To do: For every line in the data below that contains "page", copy the line.
==*==
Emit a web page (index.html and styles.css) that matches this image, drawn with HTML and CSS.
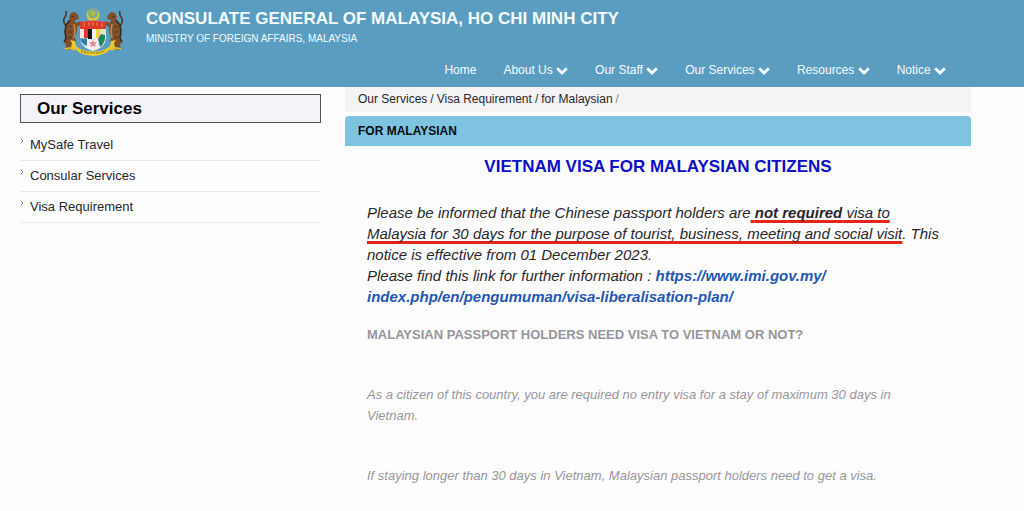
FILE: index.html
```html
<!DOCTYPE html>
<html lang="en">
<head>
<meta charset="utf-8">
<meta name="viewport" content="width=device-width, initial-scale=1">
<title>Consulate General of Malaysia, Ho Chi Minh City</title>
<link rel="stylesheet" href="styles.css">
</head>
<body>
<svg class="defs" aria-hidden="true">
  <symbol id="chevron" viewBox="0 0 12 8"><path d="M1.200 1.300 6 6l4.800-4.700" fill="none" stroke="currentColor" stroke-width="2.800"/></symbol>
  <symbol id="caret" viewBox="0 0 4 6"><path d="M.8.8 3 3 .8 5.200" fill="none" stroke="currentColor" stroke-width=".9"/></symbol>
  <symbol id="tiger" viewBox="0 0 20 42">
    <path d="M3 17Q-1 12 2 8q2-3 1-6" fill="none" stroke="#4d3322" stroke-width="1.500"/>
    <path d="M11 3 8 4 6 8l1 3-4 5-1 7 1 6-2 4 2 3-1 5 5 0 2-5 4-3-1-5 2-5 0-5 5-3 1-3-5 1-2 1-1-3 4-1-1-4-3-3z" fill="#80502a"/>
    <path d="M7 11l-4 5-1 7 1 6-2 4" fill="none" stroke="#3b281d" stroke-width="1.600"/>
    <path d="M8 7l3 1M6 17l3 1M5 23l4 0M5 29l4-1" stroke="#51321e"/>
    <path d="M11 15l1 7-1 7" fill="none" stroke="#c28a50" stroke-width="1.500"/>
  </symbol>
</svg>
<header class="banner">
  <div class="brand">
    <svg class="crest" viewBox="0 0 62 50" role="img" aria-label="Coat of arms of Malaysia">
      <circle cx="31" cy="7" r="6.500" fill="#d6c936"/>
      <circle cx="31" cy="5.500" r="4.600" fill="#5b9dc0"/>
      <path d="M31 1.500l1 2 2-.6-.8 2 2 1-2 .8.4 2.200-2-1-1.200 1.600-.8-2-2 .4 1-2-1.800-1.200 2-.6-.6-2 2 .8z" fill="#a9bf54"/>
      <use href="#tiger" x="1" y="1" width="20" height="42"/>
      <use href="#tiger" width="20" height="42" transform="matrix(-1 0 0 1 61 1)"/>
      <path d="M18 14q13-3 26 0v15q0 10-13 14-13-4-13-14z" fill="#f2eeee"/>
      <path d="M18 14q13-3 26 0v7H18z" fill="#d9382a"/>
      <path d="M22 15v4m5-5v4m4-4v4m4-4v4m5-3v4" stroke="#f08a55"/>
      <path d="M18 21h4v10h-4z" fill="#f1e7e2"/>
      <path d="M22 21h4v9h-4z" fill="#e33424"/>
      <path d="M26 21h4v10h-4z" fill="#151819"/>
      <path d="M30 21h4v9h-4z" fill="#f7f2ee"/>
      <path d="M34 21h4v9h-4z" fill="#efd338"/>
      <path d="M38 21h6v6h-6z" fill="#dfe4c6"/>
      <path d="M18 30q4 1 7 0v8q-6-2-7-8z" fill="#347cab"/>
      <path d="M36 31l3-5 4 1v4q-1 5-5 8z" fill="#23845b"/>
      <path d="M31 32l1.200 2 2.600.2-1.600 2 .4 2.800-2.600-1-2.600 1 .4-2.800-1.600-2 2.600-.2z" fill="#df8f96"/>
      <path d="M8 32l5 1 1 5 4 3q13 5 26 0l4-3 1-5 5-1-2 3 1 5-4 1-5 4q-13 6-26 0l-5-4-4-1 1-5z" fill="#e8ca2d"/>
      <path d="M19 43q12 4 24 0" fill="none" stroke="#95791e" stroke-width="1.200" stroke-dasharray="2 1"/>
      <path d="M3 41l5-1 5 2M59 41l-5-1-5 2" fill="none" stroke="#d9bd35" stroke-width="2"/>
    </svg>
    <div class="names">
      <h1 class="site-name">CONSULATE GENERAL OF MALAYSIA, HO CHI MINH CITY</h1>
      <p class="ministry">MINISTRY OF FOREIGN AFFAIRS, MALAYSIA</p>
    </div>
  </div>
  <nav class="menu" aria-label="Main">
    <a href="#">Home</a>
    <a href="#">About Us <svg class="chevron"><use href="#chevron"/></svg></a>
    <a href="#">Our Staff <svg class="chevron"><use href="#chevron"/></svg></a>
    <a href="#">Our Services <svg class="chevron"><use href="#chevron"/></svg></a>
    <a href="#">Resources <svg class="chevron"><use href="#chevron"/></svg></a>
    <a href="#">Notice <svg class="chevron"><use href="#chevron"/></svg></a>
  </nav>
</header>
<div class="page">
  <aside class="sidebar">
    <h2 class="side-title">Our Services</h2>
    <ul class="side-list">
      <li><svg class="caret"><use href="#caret"/></svg><a href="#">MySafe Travel</a></li>
      <li><svg class="caret"><use href="#caret"/></svg><a href="#">Consular Services</a></li>
      <li><svg class="caret"><use href="#caret"/></svg><a href="#">Visa Requirement</a></li>
    </ul>
  </aside>
  <main class="content">
    <nav class="crumbs" aria-label="Breadcrumb">
      <a href="#">Our Services</a><span>/</span><a href="#">Visa Requirement</a><span>/</span><a href="#">for Malaysian</a><span class="last">/</span>
    </nav>
    <h2 class="panel-title">FOR MALAYSIAN</h2>
    <article class="article">
      <h3 class="headline">VIETNAM VISA FOR MALAYSIAN CITIZENS</h3>
      <p class="notice">Please be informed that the Chinese passport holders are<span class="marked"> <b>not required</b> visa to Malaysia for 30 days for the purpose of tourist, business, meeting and social visit</span>. This notice is effective from 01 December 2023.<br>Please find this link for further information : <a href="#">https://www.imi.gov.my/<wbr>index.php/en/pengumuman/visa-liberalisation-plan/</a></p>
      <h4 class="question">MALAYSIAN PASSPORT HOLDERS NEED VISA TO VIETNAM OR NOT?</h4>
      <p class="answer">As a citizen of this country, you are required no entry visa for a stay of maximum 30 days in Vietnam.</p>
      <p class="answer">If staying longer than 30 days in Vietnam, Malaysian passport holders need to get a visa.</p>
    </article>
  </main>
</div>
</body>
</html>
```
FILE: styles.css
```css
* { box-sizing: border-box; }

body {
  margin: 0;
  background: #fefdfe;
  color: #28272b;
  font-family: "Liberation Sans", Arial, sans-serif;
}

h1, h2, h3, h4, p, ul { margin: 0; padding: 0; }
a { color: inherit; text-decoration: none; }
.defs { display: none; }

.banner {
  padding: 8px 78px 4px 62px;
  background: #5b9dc0;
  color: #f4fbff;
}

.brand { display: flex; gap: 22px; }
.crest { width: 62px; height: 50px; flex: none; }
.site-name { font-size: 17px; line-height: 22px; }
.ministry { font-size: 10px; line-height: 18px; }

.menu {
  display: flex;
  justify-content: flex-end;
  gap: 27px;
  font-size: 12px;
  line-height: 25px;
}
.menu a { white-space: nowrap; }
.chevron { width: 12px; height: 8px; vertical-align: -1px; }

.page {
  display: grid;
  grid-template-columns: 301fr 626fr;
  gap: 24px;
  padding: 0 53px 0 20px;
}

.side-title {
  margin-top: 7px;
  padding: 0 16px;
  border: 1px solid #55545a;
  background: #f5f3f7;
  color: #060608;
  font-size: 17px;
  line-height: 27px;
}
.side-list { margin-top: 7px; list-style: none; font-size: 13px; }
.side-list li {
  display: flex;
  gap: 6px;
  border-bottom: 1px solid #e9e8ea;
  line-height: 30px;
}
.caret { width: 4px; height: 6px; margin-top: 8px; color: #77767a; }

.crumbs {
  padding: 0 13px;
  background: #f5f3f6;
  font-size: 12px;
  line-height: 25px;
}
.crumbs span { margin: 0 3px; }
.crumbs .last { color: #89888c; }

.panel-title {
  margin-top: 4px;
  padding: 0 13px;
  border-radius: 4px 4px 0 0;
  background: #7ec4e0;
  color: #080c12;
  font-size: 12px;
  line-height: 30px;
}

.article { padding: 10px 22px; }
.headline { color: #0b0fc8; font-size: 17px; line-height: 22px; text-align: center; }
.notice { margin-top: 24px; font-size: 15px; font-style: italic; line-height: 21px; }
.notice a { color: #2257b5; font-weight: bold; }
.marked {
  text-decoration: underline 3px #e3241b;
  text-decoration-skip-ink: none;
  text-underline-offset: 2px;
}
.question { margin-top: 17px; color: #97969b; font-size: 13px; line-height: 21px; }
.answer {
  margin-top: 39px;
  padding-right: 20px;
  color: #97969b;
  font-size: 13px;
  font-style: italic;
  line-height: 21px;
}
```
==*==
Answer to the exercise:
Emit a web page (index.html and styles.css) that matches this image, drawn with HTML and CSS.
<div class="page">
.page {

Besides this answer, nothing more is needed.